# PROBLEM STATEMENT
Quote the listing below in its entirety, omitting every image.
▶
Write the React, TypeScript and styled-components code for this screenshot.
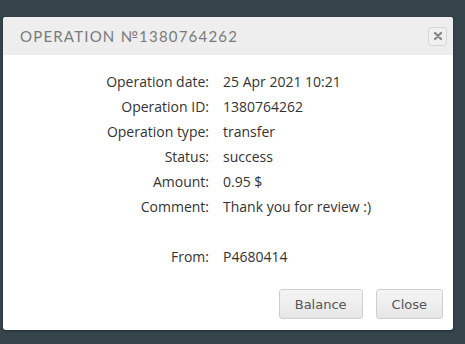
import React from 'react';
import styled, { createGlobalStyle } from 'styled-components';

const GlobalStyle = createGlobalStyle`
  html, body {
    margin: 0;
    padding: 0;
    background: #36444c;
  }
  body {
    width: 465px;
    height: 344px;
    overflow: hidden;
  }
`;

const S_Page = styled.div`
  display: flex;
  align-items: flex-start;
  padding: 17px 12px 0 3px;
  height: 344px;
  box-sizing: border-box;
`;

const S_Dialog = styled.div`
  width: 450px;
  height: 313px;
  background: #fff;
  border-radius: 3px;
  box-shadow: 0 1px 3px rgba(0, 0, 0, 0.35);
  display: flex;
  flex-direction: column;
  overflow: hidden;
`;

const S_Header = styled.div`
  height: 38px;
  background: #eeeeee;
  display: flex;
  align-items: center;
  justify-content: space-between;
  padding: 0 6px 0 17px;
`;

const S_Title = styled.h3`
  margin: 0;
  font-family: 'Lato', 'Noto Sans', sans-serif;
  font-weight: 400;
  font-size: 15px;
  letter-spacing: 1.2px;
  color: #7a7a7a;
  text-transform: uppercase;
`;

const S_CloseX = styled.button`
  width: 19px;
  height: 19px;
  padding: 0;
  border: 1px solid #d6d6d6;
  border-radius: 3px;
  background: #f0f0f0;
  display: flex;
  align-items: center;
  justify-content: center;
  cursor: pointer;
`;

const S_Body = styled.div`
  flex: 1;
  display: grid;
  grid-template-columns: 206px 1fr;
  grid-auto-rows: 25px;
  column-gap: 14px;
  align-content: start;
  padding-top: 14px;
  font-family: 'Open Sans', 'Noto Sans', sans-serif;
  font-size: 14px;
  color: #333;
`;

const S_Label = styled.div`
  text-align: right;
  align-self: center;
`;

const S_Value = styled.div`
  align-self: center;
`;

const S_Spacer = styled.div`
  grid-column: 1 / -1;
`;

const S_Footer = styled.div`
  display: flex;
  justify-content: flex-end;
  gap: 13px;
  padding: 0 10px 11px 0;
`;

const S_Button = styled.button`
  height: 30px;
  padding: 0 15px;
  border: 1px solid #cfcfcf;
  border-radius: 3px;
  background: linear-gradient(#f5f5f5, #e6e6e6);
  font-family: 'DejaVu Sans', Verdana, sans-serif;
  font-size: 13px;
  color: #555;
  cursor: pointer;
`;

const rows: [string, string][] = [
  ['Operation date:', '25 Apr 2021 10:21'],
  ['Operation ID:', '1380764262'],
  ['Operation type:', 'transfer'],
  ['Status:', 'success'],
  ['Amount:', '0.95 $'],
  ['Comment:', 'Thank you for review :)'],
];

export default function App() {
  return (
    <>
      <GlobalStyle />
      <S_Page>
        <S_Dialog>
          <S_Header>
            <S_Title>Operation №1380764262</S_Title>
            <S_CloseX aria-label="close">
              <svg width="10" height="10" viewBox="0 0 10 10">
                <path d="M2 2 L8 8 M8 2 L2 8" stroke="#888" strokeWidth="2.4" strokeLinecap="round" />
              </svg>
            </S_CloseX>
          </S_Header>
          <S_Body>
            {rows.map(([label, value]) => (
              <React.Fragment key={label}>
                <S_Label>{label}</S_Label>
                <S_Value>{value}</S_Value>
              </React.Fragment>
            ))}
            <S_Spacer />
            <S_Label>From:</S_Label>
            <S_Value>P4680414</S_Value>
          </S_Body>
          <S_Footer>
            <S_Button>Balance</S_Button>
            <S_Button>Close</S_Button>
          </S_Footer>
        </S_Dialog>
      </S_Page>
    </>
  );
}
◀
# OUTPUT BELOW
Write the React, TypeScript and styled-components code for this screenshot.
import React from 'react';
import styled, { createGlobalStyle } from 'styled-components';

const GlobalStyle = createGlobalStyle`
  html, body {
    margin: 0;
    padding: 0;
    background: #36444c;
  }
  body {
    width: 465px;
    height: 344px;
    overflow: hidden;
  }
`;

const S_Page = styled.div`
  display: flex;
  align-items: flex-start;
  padding: 17px 12px 0 3px;
  height: 344px;
  box-sizing: border-box;
`;

const S_Dialog = styled.div`
  width: 450px;
  height: 313px;
  background: #fff;
  border-radius: 3px;
  box-shadow: 0 1px 3px rgba(0, 0, 0, 0.35);
  display: flex;
  flex-direction: column;
  overflow: hidden;
`;

const S_Header = styled.div`
  height: 38px;
  background: #eeeeee;
  display: flex;
  align-items: center;
  justify-content: space-between;
  padding: 0 6px 0 17px;
`;

const S_Title = styled.h3`
  margin: 0;
  font-family: 'Lato', 'Noto Sans', sans-serif;
  font-weight: 400;
  font-size: 15px;
  letter-spacing: 1.2px;
  color: #7a7a7a;
  text-transform: uppercase;
`;

const S_CloseX = styled.button`
  width: 19px;
  height: 19px;
  padding: 0;
  border: 1px solid #d6d6d6;
  border-radius: 3px;
  background: #f0f0f0;
  display: flex;
  align-items: center;
  justify-content: center;
  cursor: pointer;
`;

const S_Body = styled.div`
  flex: 1;
  display: grid;
  grid-template-columns: 206px 1fr;
  grid-auto-rows: 25px;
  column-gap: 14px;
  align-content: start;
  padding-top: 14px;
  font-family: 'Open Sans', 'Noto Sans', sans-serif;
  font-size: 14px;
  color: #333;
`;

const S_Label = styled.div`
  text-align: right;
  align-self: center;
`;

const S_Value = styled.div`
  align-self: center;
`;

const S_Spacer = styled.div`
  grid-column: 1 / -1;
`;

const S_Footer = styled.div`
  display: flex;
  justify-content: flex-end;
  gap: 13px;
  padding: 0 10px 11px 0;
`;

const S_Button = styled.button`
  height: 30px;
  padding: 0 15px;
  border: 1px solid #cfcfcf;
  border-radius: 3px;
  background: linear-gradient(#f5f5f5, #e6e6e6);
  font-family: 'DejaVu Sans', Verdana, sans-serif;
  font-size: 13px;
  color: #555;
  cursor: pointer;
`;

const rows: [string, string][] = [
  ['Operation date:', '25 Apr 2021 10:21'],
  ['Operation ID:', '1380764262'],
  ['Operation type:', 'transfer'],
  ['Status:', 'success'],
  ['Amount:', '0.95 $'],
  ['Comment:', 'Thank you for review :)'],
];

export default function App() {
  return (
    <>
      <GlobalStyle />
      <S_Page>
        <S_Dialog>
          <S_Header>
            <S_Title>Operation №1380764262</S_Title>
            <S_CloseX aria-label="close">
              <svg width="10" height="10" viewBox="0 0 10 10">
                <path d="M2 2 L8 8 M8 2 L2 8" stroke="#888" strokeWidth="2.4" strokeLinecap="round" />
              </svg>
            </S_CloseX>
          </S_Header>
          <S_Body>
            {rows.map(([label, value]) => (
              <React.Fragment key={label}>
                <S_Label>{label}</S_Label>
                <S_Value>{value}</S_Value>
              </React.Fragment>
            ))}
            <S_Spacer />
            <S_Label>From:</S_Label>
            <S_Value>P4680414</S_Value>
          </S_Body>
          <S_Footer>
            <S_Button>Balance</S_Button>
            <S_Button>Close</S_Button>
          </S_Footer>
        </S_Dialog>
      </S_Page>
    </>
  );
}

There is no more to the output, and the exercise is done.